Experienced management team
Mr. Cheang Phoy Ken joined CGB’s Board of Directors (BoD) as its MD in 2013. Prior to CGB, Mr. Cheang was the founder and Chief Executive Officer (CEO) of Disposable Medical Product, Inc., a medical glove marketing and distribution company from 1987 to 1994. He was also involved in the management of Pacewell Asia (from 1994 to 2007), a subsidiary of glove producer Seal Polymer Industries (delisted), which Mr. Cheang helped list on the Main Board of Bursa Malaysia.
Mr. Cheang has a direct and indirect equity stake of 18.3% in the group. Mr. Cheang’s son, Mr. Sean Kar Seng Cheang also sits on the Board of CGB as an Executive Director. He owns an equity stake of 0.7% in the group.
Dato’ Lau Eng Guang is the largest shareholder of CGB with an equity interest of 22.3%, by virtue of his interest in KSSB and Safari Bird Park & Wonderland Sdn Bhd. Dato’ Lau’s son (Mr. Lau Joo Yong) and nephew (Mr. Lau Joo Pern) both serve on the Board of CGB as Executive Directors.
(Source: 2020 annual report)
Measure 1: Growth in revenue and profits
The Group has seen spectacular compounded annual growth in revenue of 26.9% and profit after tax of 50.5% over the past 6 years. CGB believes prospects for the rubber glove manufacturing sector remain strong with increasing demand arising from switching trends towards nitrile glove. As overall demand for nitrile gloves increases, the market is seeing increase segmentation and differentiation leading to an increased demand for specialty gloves.
Measure 2: Profitability
CGB’s gross profit margins, net profit margins and return on equity ratios have improved significantly from 2015 levels. Gross profit margins are relatively stable at 12.0% – 14.7% from 2016 to 2020, while net profit margins ranged from 5.9% – 10.0% over the same period.
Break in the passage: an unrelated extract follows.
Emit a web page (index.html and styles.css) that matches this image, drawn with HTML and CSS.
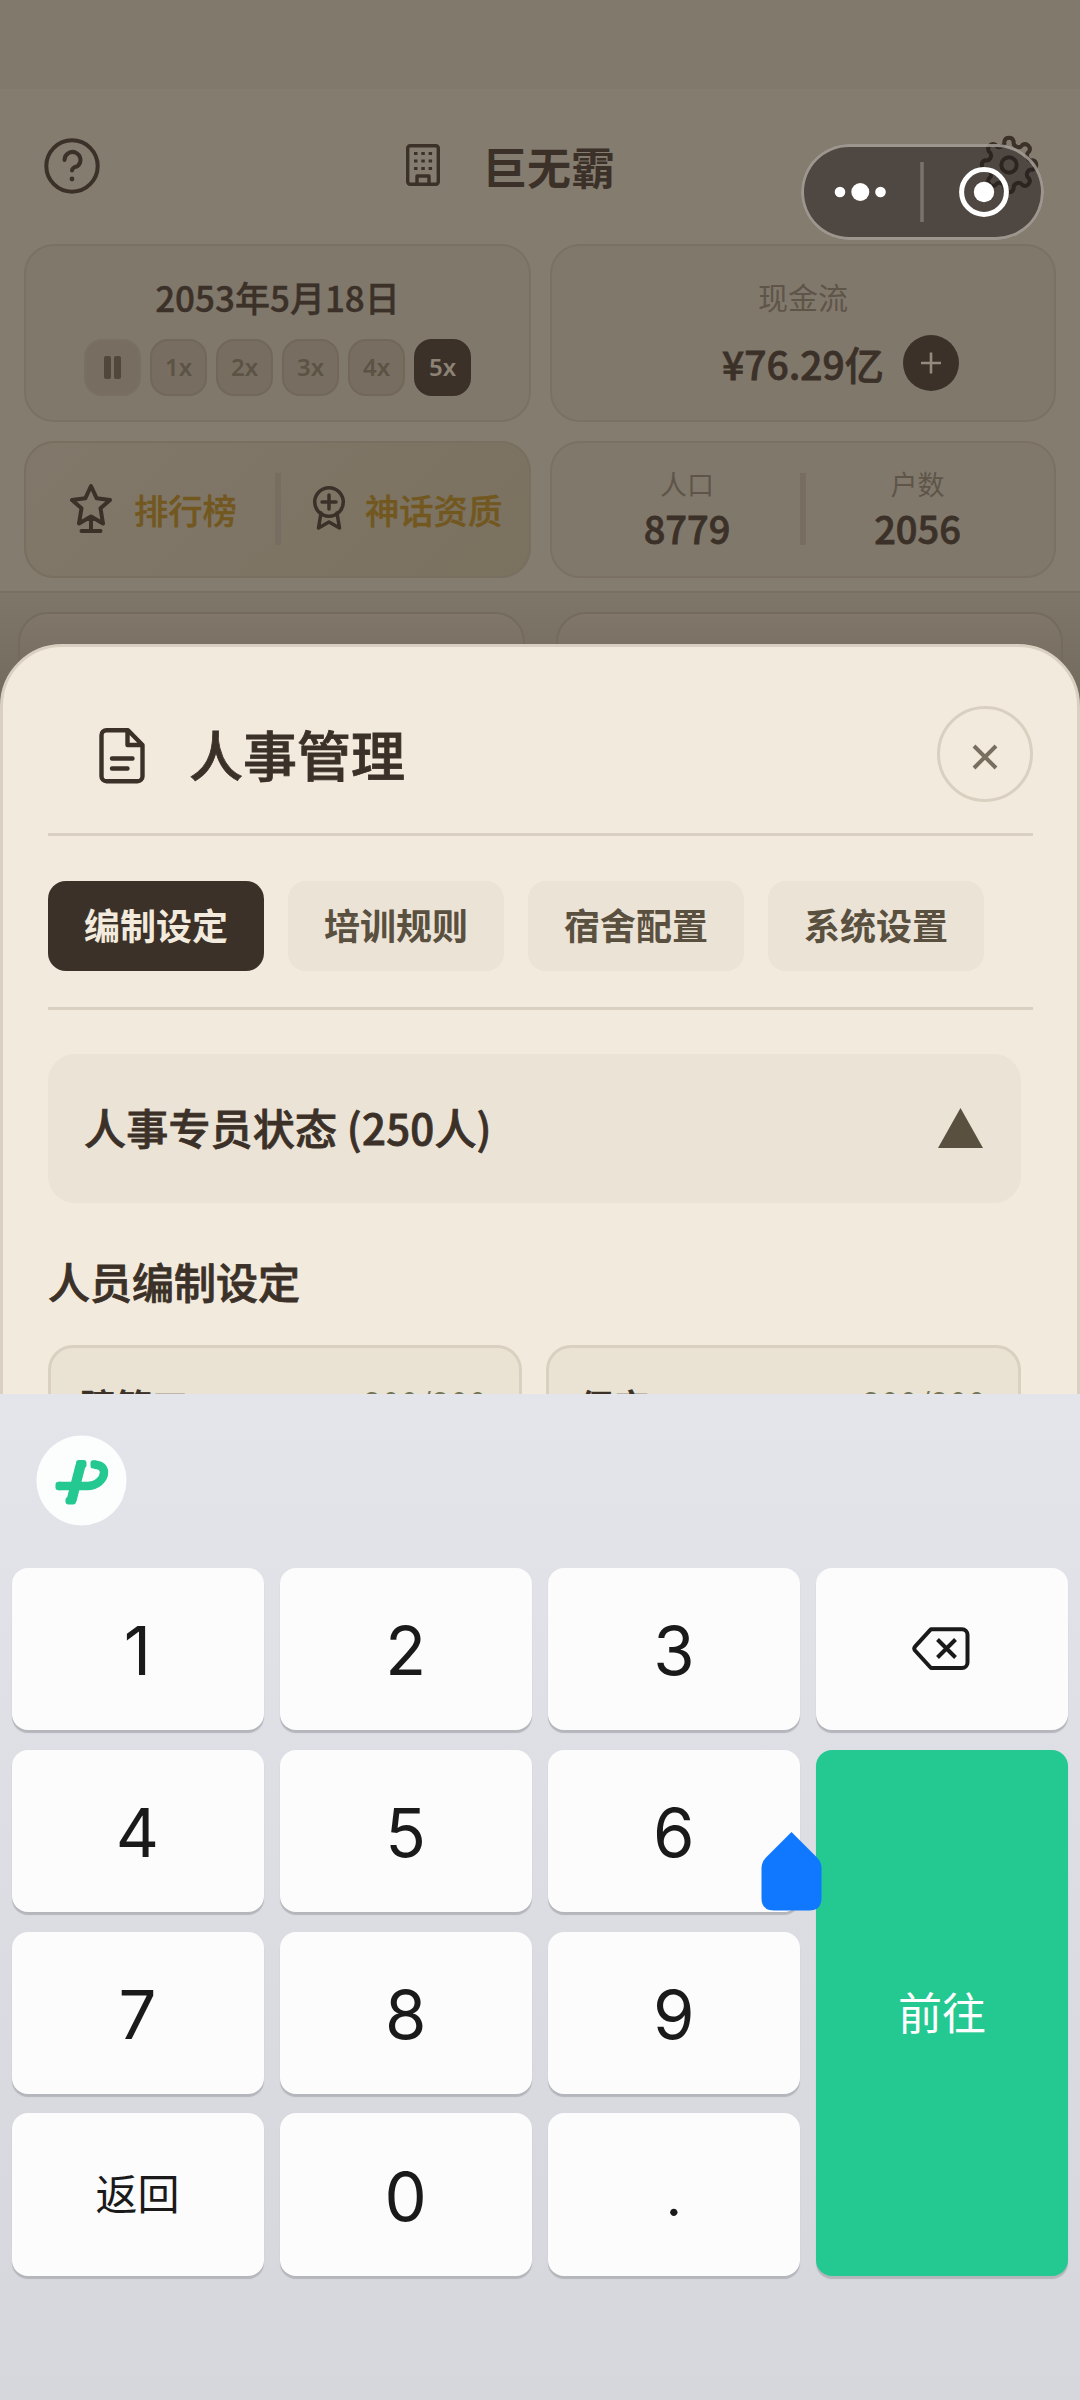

Separately, its return on equity ratios are respectable at 10.0% – 14.6%, demonstrating management is becoming more efficient in allocating and converting every dollar of investor capital into profit.
Measure 3: Liquidity
While CGB’s cash ratio is relatively low at 0.3x, the group should not have any liquidity issues as its gearing ratio is kept low at 0.2x. Further, it has a cash conversion cycle of approximately 91 days, that means it is able to convert its investment in inventory into cash flow from sales in roughly 3 months.
Round 4: Dividends payout
CGB does not have a dividend policy and has only paid dividends twice in the past 6 years. Since the group is growing rapidly it is re-investing its profits back into the business.
With a closing share price of RM4.10 as at 21st July 2020, CGB is trading at a price to earnings (PE) ratio of 57, with a market capitalisation of RM2.4 billion.
With the recent coronavirus pandemic, CGB expects gloves consumption to increase in the long run due to rising global health awareness. With supply shortages in the global market, the group is capitalising on this opportunity to aggressively expand its customer base for future growth.
CGB’s stock price has rocketed due to favourable market conditions. Therefore, investors looking at CGB now would have to consider whether the growth potential is sustainable and if such growth has been fully factored into its current share price.